Market reaction: The market rally in the wake of worse-than-expected GDP data has been a classic “bad news is good news” reaction that hinges on the expectation that the Fed will slow rate hikes and cut rates more quickly than expected at the first sign of trouble. The S&P 500 rallied 2.62% after the FOMC announcement and 1.21% after the GDP report. The 10-year Treasury has fallen -13 bps since the latest 75 bps rate hike to 2.67%, the lowest since early April. This reflects both market conviction that we are in or close to a recession, and that the Fed won’t push rates far above neutral. But the Fed has basically done away with forward guidance, another sign that policy will react fast as the data evolve and adds to policy-related volatility in the coming quarters.

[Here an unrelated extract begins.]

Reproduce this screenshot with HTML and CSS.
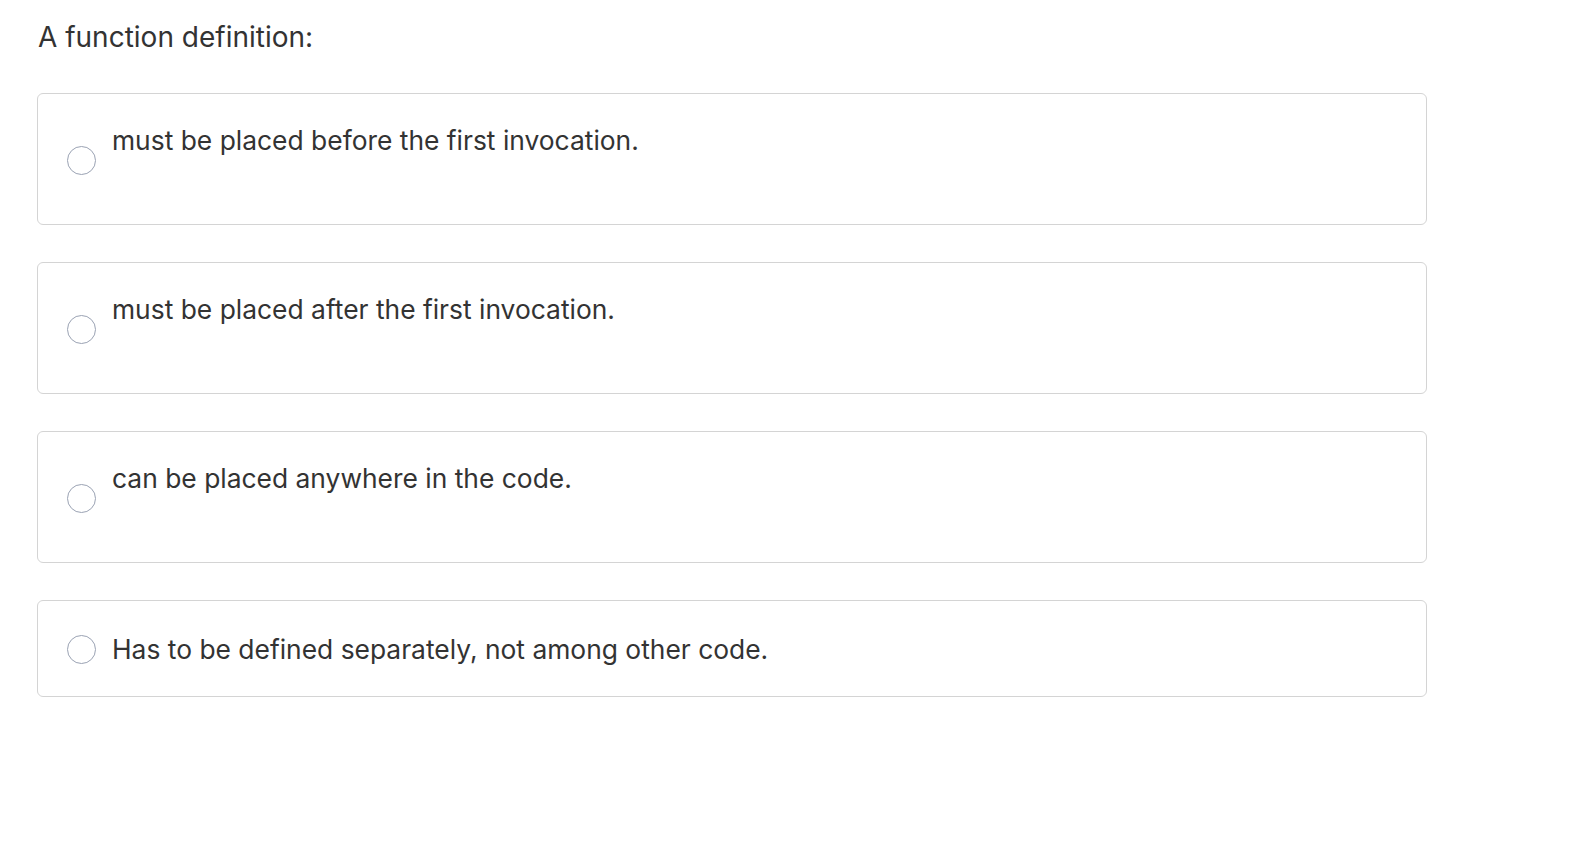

Beyond the R-word: The recession-or-not debate can easily distract from the real challenge; the economy is slowing, inflation is higher and traditional fixed income yields are still far below what is required to generate real income. Markets have recently taken comfort that the Fed is closer to the end of their perceived rate hike cycle than the beginning, but persistently high inflation remains a game changer that the markets still have not fully internalized. The Fed has significantly less latitude to cut rates, even in the face of a slowdown, particularly if it is mild. While the traditional markets are mistakenly pricing the same old Fed, investors need to manage their portfolios around both inflation that is likely to remain stubbornly high for the coming year, and economic volatility that is likely to intensify given that meaningful signs of a slowdown are here.